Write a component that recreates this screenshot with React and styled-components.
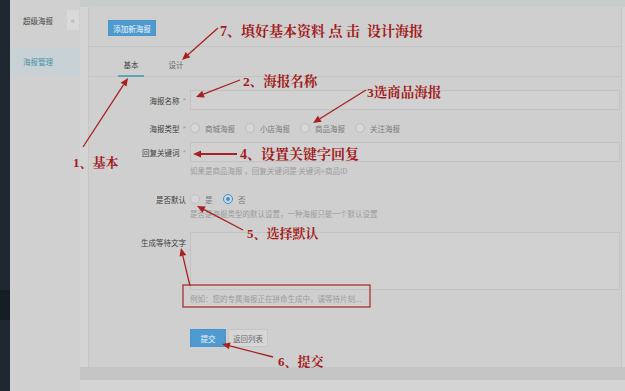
import React from 'react';
import styled, { createGlobalStyle } from 'styled-components';

const Global = createGlobalStyle`
  html, body { margin: 0; padding: 0; background: #cfcfcf; }
  body { font-family: "Noto Sans CJK SC", "Noto Sans", sans-serif; }
  * { box-sizing: border-box; }
`;

const Page = styled.div`
  position: relative;
  width: 625px;
  height: 391px;
  overflow: hidden;
  display: flex;
  background: #cfcfcf;
`;

const Rail = styled.div`
  width: 10px;
  flex-shrink: 0;
  background: #1f2830;
  display: flex;
  flex-direction: column;
  padding-top: 290px;
`;

const RailMark = styled.div`
  height: 30px;
  background: #161d24;
`;

const Sidebar = styled.nav`
  width: 70px;
  flex-shrink: 0;
  background: #d0d0d0;
  display: flex;
  flex-direction: column;
  padding-top: 10px;
`;

const SideHead = styled.div`
  height: 20px;
  display: flex;
  align-items: center;
  justify-content: space-between;
  padding-left: 13px;
  padding-right: 1px;
  font-size: 7.5px;
  color: #454545;
`;

const Collapse = styled.div`
  width: 12px;
  height: 20px;
  background: #d9d9d9;
  color: #a6a6a6;
  font-size: 9px;
  display: flex;
  align-items: center;
  justify-content: center;
`;

const NavItem = styled.div`
  margin-top: 17px;
  height: 29px;
  display: flex;
  align-items: center;
  padding-left: 13px;
  font-size: 7.5px;
  color: ${p => (p.$active ? '#4a90a8' : '#444')};
  background: ${p => (p.$active ? '#c8d2d6' : 'transparent')};
`;

const Main = styled.main`
  flex: 1;
  min-width: 0;
  display: flex;
  flex-direction: column;
  background: #d4d4d4;
`;

const TopStrip = styled.div`
  height: 7px;
  flex-shrink: 0;
  background: #c8cccd;
`;

const Card = styled.section`
  height: 360px;
  flex-shrink: 0;
  margin: 0 3px 0 8px;
  background: #cfcfcf;
  border-left: 1px solid #c6c6c6;
  border-right: 1px solid #c6c6c6;
  display: flex;
  flex-direction: column;
`;

const Footer = styled.div`
  height: 13px;
  flex-shrink: 0;
  background: #c5c5c5;
`;

const Header = styled.div`
  height: 40px;
  padding: 13px 0 0 19px;
  border-bottom: 1px solid #c3c3c3;
`;

const Button = styled.div`
  height: ${p => p.$h || 18}px;
  width: ${p => p.$w}px;
  display: flex;
  align-items: center;
  justify-content: center;
  font-size: 7.5px;
  color: ${p => (p.$primary ? '#eef3f8' : '#6a6a6a')};
  background: ${p => (p.$primary ? '#4f9bd0' : '#d6d6d6')};
  border: 1px solid ${p => (p.$primary ? '#4a95c9' : '#c6c6c6')};
`;

const Tabs = styled.div`
  height: 30px;
  display: flex;
  gap: 19px;
  padding-left: 29px;
  border-bottom: 1px solid #c3c3c3;
`;

const Tab = styled.div`
  width: 26px;
  display: flex;
  align-items: flex-end;
  justify-content: center;
  padding-bottom: 5px;
  font-size: 7.5px;
  color: ${p => (p.$active ? '#444' : '#666')};
  border-bottom: 2px solid ${p => (p.$active ? '#5aa5b8' : 'transparent')};
  margin-bottom: -1px;
`;

const Form = styled.div`
  padding-top: 13px;
  display: flex;
  flex-direction: column;
`;

const Row = styled.div`
  display: grid;
  grid-template-columns: 97px 1fr;
  column-gap: 4px;
  margin-top: ${p => p.$mt || 0}px;
  padding-right: 1px;
`;

const Label = styled.div`
  height: ${p => p.$h}px;
  display: flex;
  align-items: center;
  justify-content: flex-end;
  font-size: 7.5px;
  color: #3d3d3d;
  white-space: nowrap;
`;

const Star = styled.span`
  color: #9a9a9a;
  margin-left: 3px;
`;

const Field = styled.div`
  display: flex;
  flex-direction: column;
`;

const Input = styled.div`
  height: ${p => p.$h || 20}px;
  border: 1px solid #c3c3c3;
  background: #d1d1d1;
`;

const Hint = styled.div`
  margin-top: ${p => p.$mt || 0}px;
  height: 12px;
  line-height: 12px;
  font-size: 7.5px;
  color: #9b9b9b;
  white-space: pre;
`;

const RadioGroup = styled.div`
  height: ${p => p.$h}px;
  display: flex;
  align-items: center;
`;

const RadioOption = styled.div`
  width: ${p => p.$w}px;
  display: flex;
  align-items: center;
  gap: 5px;
  font-size: 7.5px;
  color: #7a7a7a;
`;

const Circle = styled.span`
  width: 10px;
  height: 10px;
  border-radius: 50%;
  flex-shrink: 0;
  background: #d6d6d6;
  border: 1px solid ${p => (p.$on ? '#3d8fd0' : '#bfbfbf')};
  display: flex;
  align-items: center;
  justify-content: center;
  &::after {
    content: '';
    width: 4px;
    height: 4px;
    border-radius: 50%;
    background: ${p => (p.$on ? '#3d8fd0' : 'transparent')};
  }
`;

const Actions = styled.div`
  display: flex;
  gap: 2px;
`;

const Overlay = styled.div`
  position: absolute;
  inset: 0;
  pointer-events: none;
`;

const ArrowLayer = styled.svg`
  position: absolute;
  left: 0;
  top: 0;
`;

const Note = styled.span`
  position: absolute;
  left: ${p => p.$x}px;
  top: ${p => p.$y - p.$size / 2}px;
  font-family: "Liberation Serif", "Noto Serif CJK SC", "Noto Sans CJK SC", serif;
  font-weight: 700;
  font-size: ${p => p.$size}px;
  line-height: 1;
  color: #a31b1b;
  white-space: pre;
`;

const RED = '#a82020';

function Arrow({ x1, y1, x2, y2, w = 1.3 }) {
  const dx = x2 - x1;
  const dy = y2 - y1;
  const len = Math.hypot(dx, dy);
  const ux = dx / len;
  const uy = dy / len;
  const hl = 8;
  const hw = 3.5;
  const bx = x2 - ux * hl;
  const by = y2 - uy * hl;
  const pts = [
    [x2, y2],
    [bx - uy * hw, by + ux * hw],
    [bx + uy * hw, by - ux * hw],
  ]
    .map(p => p.join(','))
    .join(' ');
  return (
    <g>
      <line x1={x1} y1={y1} x2={bx} y2={by} stroke={RED} strokeWidth={w} />
      <polygon points={pts} fill={RED} />
    </g>
  );
}

const arrows = [
  { x1: 218, y1: 28, x2: 182, y2: 60 },
  { x1: 240, y1: 80, x2: 196, y2: 97 },
  { x1: 366, y1: 90, x2: 313, y2: 123 },
  { x1: 237, y1: 154, x2: 193, y2: 154, w: 1.8 },
  { x1: 243, y1: 230, x2: 197, y2: 206 },
  { x1: 190, y1: 286, x2: 181, y2: 248 },
  { x1: 273, y1: 357, x2: 222, y2: 344 },
  { x1: 83, y1: 147, x2: 128, y2: 78 },
];

const notes = [
  { x: 220, y: 32, size: 14, text: '7、填好基本资料 点 击  设计海报' },
  { x: 243, y: 82, size: 13.5, text: '2、海报名称' },
  { x: 367, y: 93, size: 13.5, text: '3选商品海报' },
  { x: 240, y: 155, size: 14, text: '4、设置关键字回复' },
  { x: 247, y: 233, size: 13, text: '5、选择默认' },
  { x: 278, y: 361, size: 13, text: '6、提交' },
  { x: 73, y: 162, size: 13, text: '1、基本' },
];

export default function App() {
  return (
    <>
      <Global />
      <Page>
        <Rail>
          <RailMark />
        </Rail>
        <Sidebar>
          <SideHead>
            <span>超级海报</span>
            <Collapse>«</Collapse>
          </SideHead>
          <NavItem $active>海报管理</NavItem>
        </Sidebar>
        <Main>
          <TopStrip />
          <Card>
            <Header>
              <Button $primary $w={48} $h={16}>添加新海报</Button>
            </Header>
            <Tabs>
              <Tab $active>基本</Tab>
              <Tab>设计</Tab>
            </Tabs>
            <Form>
              <Row>
                <Label $h={20}>海报名称<Star>*</Star></Label>
                <Field>
                  <Input />
                </Field>
              </Row>
              <Row $mt={8}>
                <Label $h={20}>海报类型<Star>*</Star></Label>
                <RadioGroup $h={20}>
                  {['商城海报', '小店海报', '商品海报', '关注海报'].map(t => (
                    <RadioOption key={t} $w={55}>
                      <Circle />
                      {t}
                    </RadioOption>
                  ))}
                </RadioGroup>
              </Row>
              <Row $mt={4}>
                <Label $h={20}>回复关键词<Star>*</Star></Label>
                <Field>
                  <Input />
                  <Hint $mt={3}>如果是商品海报 ，回复关键词是 关键词+商品ID</Hint>
                </Field>
              </Row>
              <Row $mt={13}>
                <Label $h={18}>是否默认</Label>
                <Field>
                  <RadioGroup $h={18}>
                    <RadioOption $w={33}>
                      <Circle />
                      是
                    </RadioOption>
                    <RadioOption $w={33}>
                      <Circle $on />
                      否
                    </RadioOption>
                  </RadioGroup>
                  <Hint>是否是海报类型的默认设置，一种海报只能一个默认设置</Hint>
                </Field>
              </Row>
              <Row $mt={12}>
                <Label $h={20}>生成等待文字</Label>
                <Field>
                  <Input $h={58} />
                  <Hint $mt={3}>例如：您的专属海报正在拼命生成中，请等待片刻...</Hint>
                </Field>
              </Row>
              <Row $mt={24}>
                <span />
                <Actions>
                  <Button $primary $w={36}>提交</Button>
                  <Button $w={40}>返回列表</Button>
                </Actions>
              </Row>
            </Form>
          </Card>
          <Footer />
        </Main>
        <Overlay>
          <ArrowLayer width="625" height="391" viewBox="0 0 625 391">
            {arrows.map((a, i) => (
              <Arrow key={i} {...a} />
            ))}
            <rect x="183" y="285" width="187" height="22" fill="none" stroke="#b03030" strokeWidth="1.3" />
          </ArrowLayer>
          {notes.map((n, i) => (
            <Note key={i} $x={n.x} $y={n.y} $size={n.size}>
              {n.text}
            </Note>
          ))}
        </Overlay>
      </Page>
    </>
  );
}
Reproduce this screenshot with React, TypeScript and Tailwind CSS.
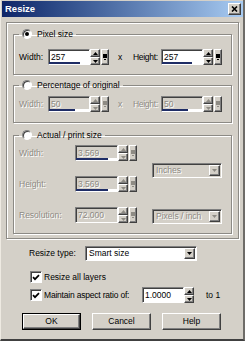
import type { ReactNode } from "react"

const raised =
  "border border-t-white border-l-white border-r-[#404040] border-b-[#404040] shadow-[inset_-1px_-1px_0_#808080] bg-[#d4d0c8]"
const sunken = "border border-[#808080] border-r-white border-b-white shadow-[inset_1px_1px_0_#404040]"
const grayText = "text-[#8e8b84] [text-shadow:1px_1px_0_#fff]"

function Tri({ down, gray }: { down?: boolean; gray?: boolean }) {
  return (
    <svg width="5" height="3" viewBox="0 0 5 3">
      <path d={down ? "M0 0h5L2.5 3z" : "M0 3h5L2.5 0z"} fill={gray ? "#8e8b84" : "#000"} />
    </svg>
  )
}

function Spin({ gray }: { gray?: boolean }) {
  return (
    <div className="flex w-[10px] flex-col">
      <div className={`flex flex-1 items-center justify-center ${raised}`}>
        <Tri gray={gray} />
      </div>
      <div className={`flex flex-1 items-center justify-center ${raised}`}>
        <Tri down gray={gray} />
      </div>
    </div>
  )
}

function Popup({ gray }: { gray?: boolean }) {
  return (
    <div className={`ml-px flex w-[8px] items-center justify-center ${raised}`}>
      <svg width="4" height="6" viewBox="0 0 4 6">
        <rect x="0" y="0" width="4" height="4" fill={gray ? "#8e8b84" : "#000"} />
        <rect x="1" y="5" width="2" height="1" fill={gray ? "#8e8b84" : "#000"} />
      </svg>
    </div>
  )
}

function Field({
  value,
  w,
  bar,
  disabled,
}: {
  value: string
  w: string
  bar?: string
  disabled?: boolean
}) {
  return (
    <div
      className={`flex h-[16px] flex-col ${sunken} ${w} ${disabled ? `bg-[#d4d0c8] ${grayText}` : "bg-white"}`}
    >
      <span className="flex-1 pl-[2px] pt-[2px] leading-[10px]">{value}</span>
      {bar && (
        <div className="h-[2px] bg-white">
          <div className={`h-full bg-[#1f2d66] ${bar}`} />
        </div>
      )}
    </div>
  )
}

function SpinField(props: { value: string; w: string; bar?: string; disabled?: boolean; popup?: boolean }) {
  return (
    <div className="flex h-[16px]">
      <Field {...props} />
      <Spin gray={props.disabled} />
      {props.popup !== false && <Popup gray={props.disabled} />}
    </div>
  )
}

function Combo({ value, w, disabled }: { value: string; w: string; disabled?: boolean }) {
  return (
    <div
      className={`flex h-[15px] items-center ${sunken} ${w} ${disabled ? `bg-[#d4d0c8] ${grayText}` : "bg-white"}`}
    >
      <span className="flex-1 pl-[3px]">{value}</span>
      <div className={`mr-px flex h-[11px] w-[11px] items-center justify-center ${raised}`}>
        <Tri down gray={disabled} />
      </div>
    </div>
  )
}

function Radio({ checked }: { checked?: boolean }) {
  return (
    <span className="flex h-[10px] w-[10px] items-center justify-center rounded-full border border-[#808080] border-r-white border-b-white bg-white shadow-[inset_1px_1px_0_#404040]">
      {checked && <span className="h-[4px] w-[4px] rounded-full bg-black" />}
    </span>
  )
}

function Check() {
  return (
    <span className={`flex h-[12px] w-[12px] items-center justify-center bg-white ${sunken}`}>
      <svg width="8" height="7" viewBox="0 0 8 7">
        <path d="M1 3.2l2 2 4-4" stroke="#000" strokeWidth="1.7" fill="none" />
      </svg>
    </span>
  )
}

function Group({
  label,
  checked,
  className,
  children,
}: {
  label: string
  checked?: boolean
  className: string
  children: ReactNode
}) {
  return (
    <fieldset className={`border border-[#8c8a85] shadow-[1px_1px_0_#fff,inset_1px_1px_0_#fff] px-[5px] ${className}`}>
      <legend className="flex h-[10px] items-center gap-[5px] px-[3px] leading-[10px]">
        <Radio checked={checked} />
        <span>{label}</span>
      </legend>
      {children}
    </fieldset>
  )
}

function Button({ label, def }: { label: string; def?: boolean }) {
  return (
    <div className={`h-[17px] w-[59px] ${def ? "border border-black" : ""}`}>
      <div className={`flex h-full w-full items-center justify-center ${raised}`}>{label}</div>
    </div>
  )
}

export default function App() {
  return (
    <div className="h-[341px] w-[245px] overflow-hidden border-l border-r-2 border-b-2 border-l-[#eeeae2] border-r-[#6e6c68] border-b-[#404040] bg-[#d4d0c8] pl-px pt-px font-['Liberation_Sans',Arial,sans-serif] text-[8.5px] leading-none text-black">
      {/* title bar */}
      <div className="flex h-[16px] items-center justify-between bg-linear-to-r from-[#0f2568] to-[#a9ccf2] pl-[3px] pr-[2px]">
        <span className="text-[9.5px] font-bold text-white">Resize</span>
        <div className={`flex h-[12px] w-[13px] items-center justify-center ${raised}`}>
          <svg width="7" height="6" viewBox="0 0 7 6">
            <path d="M1 0.5l5 5M6 0.5l-5 5" stroke="#000" strokeWidth="1.6" />
          </svg>
        </div>
      </div>

      {/* size frame */}
      <div className="mt-[5px] ml-[4px] w-[233px] border border-[#8c8a85] px-[6px] pt-[6px] pb-[4px] shadow-[1px_1px_0_#fff,inset_1px_1px_0_#fff]">
        <Group label="Pixel size" checked className="pt-[10px] pb-[9px]">
          <div className="flex items-center">
            <span className="w-[29px]">Width:</span>
            <SpinField value="257" w="w-[42px]" bar="w-[78%]" />
            <span className="w-[24px] pl-[9px]">x</span>
            <span className="w-[28px] tracking-[-0.3px]">Height:</span>
            <SpinField value="257" w="w-[42px]" bar="w-[76%]" />
          </div>
        </Group>

        <Group label="Percentage of original" className="mt-[5px] pt-[6px] pb-[10px]">
          <div className={`flex items-center ${grayText}`}>
            <span className="w-[29px]">Width:</span>
            <SpinField value="50" w="w-[42px]" bar="w-[64%]" disabled />
            <span className="w-[24px] pl-[9px]">x</span>
            <span className="w-[28px] tracking-[-0.3px]">Height:</span>
            <SpinField value="50" w="w-[42px]" bar="w-[64%]" disabled />
          </div>
        </Group>

        <Group label="Actual / print size" className="mt-[7px] pt-[5px] pb-[9px]">
          <div className="flex">
            <div className={`flex flex-col gap-[15px] ${grayText}`}>
              <div className="flex items-center">
                <span className="w-[56px]">Width:</span>
                <SpinField value="3.569" w="w-[43px]" bar="w-[77%]" disabled />
              </div>
              <div className="flex items-center">
                <span className="w-[56px]">Height:</span>
                <SpinField value="3.569" w="w-[43px]" bar="w-[77%]" disabled />
              </div>
              <div className="flex items-center">
                <span className="w-[56px]">Resolution:</span>
                <SpinField value="72.000" w="w-[43px]" disabled />
              </div>
            </div>
            <div className="ml-[15px] flex flex-col pt-[18px]">
              <Combo value="Inches" w="w-[70px]" disabled />
              <div className="mt-[31px]">
                <Combo value="Pixels / inch" w="w-[70px]" disabled />
              </div>
            </div>
          </div>
        </Group>
      </div>

      {/* options */}
      <div className="mt-[7px] flex items-center pl-[27px]">
        <span className="w-[56px]">Resize type:</span>
        <Combo value="Smart size" w="w-[112px]" />
      </div>
      <div className="mt-[10px] flex items-center gap-[2px] pl-[28px]">
        <Check />
        <span>Resize all layers</span>
      </div>
      <div className="mt-[4px] flex items-center pl-[28px]">
        <Check />
        <span className="ml-[2px] w-[98px] tracking-[-0.2px]">Maintain aspect ratio of:</span>
        <SpinField value="1.0000" w="w-[42px]" popup={false} />
        <span className="ml-[12px]">to 1</span>
      </div>

      {/* buttons */}
      <div className="mt-[10px] flex gap-[11px] pl-[20px]">
        <Button label="OK" def />
        <Button label="Cancel" />
        <Button label="Help" />
      </div>
    </div>
  )
}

**EXERCISE DESCRIPTION:** Pick out and copy the lines of the material that include the word "this".

**RESULT:**
Write a component that recreates this screenshot with React and styled-components.
Reproduce this screenshot with React, TypeScript and Tailwind CSS.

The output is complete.